In simple terms, what this means, is there was a flightless Rail living on Aldabra more than a hundred-thousand years ago. The atoll was swallowed by the ocean, killing off all land-based species. And when the atoll re-emerged, the flightless Rail evolved again.
This suggests that life is, indeed, constrained and will find recognizable solutions to problems, particularly when presented with a similar starting point and environment. Professor Cockell agrees, saying, “This does show that solutions to survival are limited. The niches that life adapts to can produce different creatures ,as the fossil record shows, but solutions to living are not unlimited. Consider streamlined bodies - in dolphins (mammals), sharks (fish) and ichthyosaurs (extinct reptiles). This is a physical solution to moving fast through water - set by hydrodynamics.”
Considering what we now know about life’s ability to survive extreme situations and environments, and the ways physics shape evolution of species, it doesn’t seem so bizarre that life found on M-class planets, planets with environments similar to our own, would be familiar.

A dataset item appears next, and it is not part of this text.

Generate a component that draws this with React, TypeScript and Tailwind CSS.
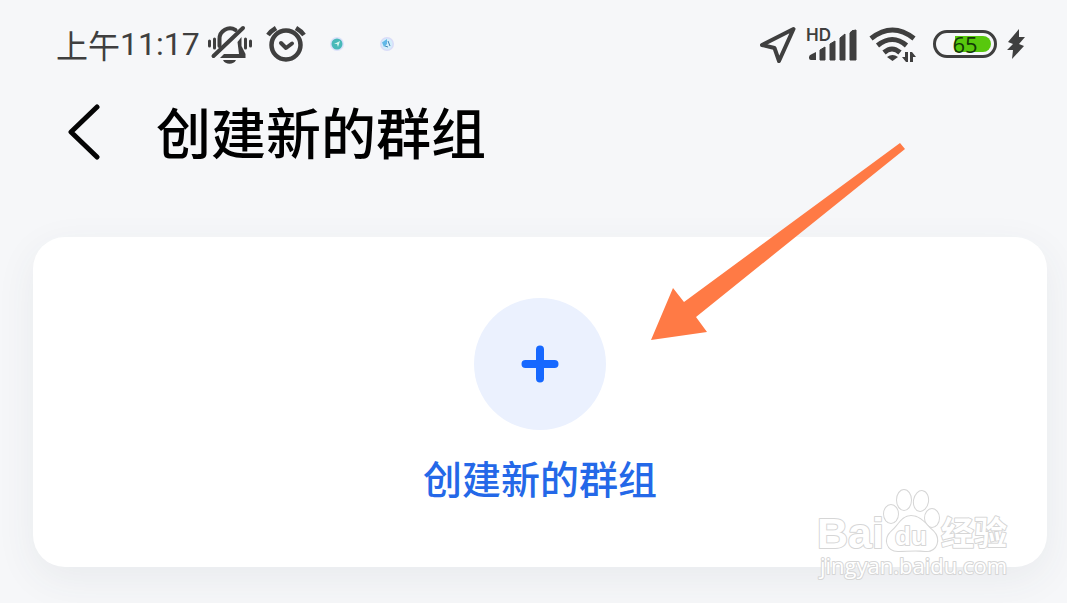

In fact, if Professor Cockell is right, finding life drastically different in a similar environment to Earth, elsewhere in the galaxy would be the truly shocking discovery. When humanity does finally endeavor to explore the stars, some combination of panspermia and convergent evolution could result in a galaxy filled with life which looks an awful lot like what we see in Star Trek. Because even though we don’t hail from the same planet, we share a universe, bound by the same laws and pressures.
We will, in the end, just have to wait and see. No matter what we find when we do finally cast our ships into the vast cosmic seas, we’d do well to remember the central message of "The Chase"... whatever our origins, we are more similar than we might suppose.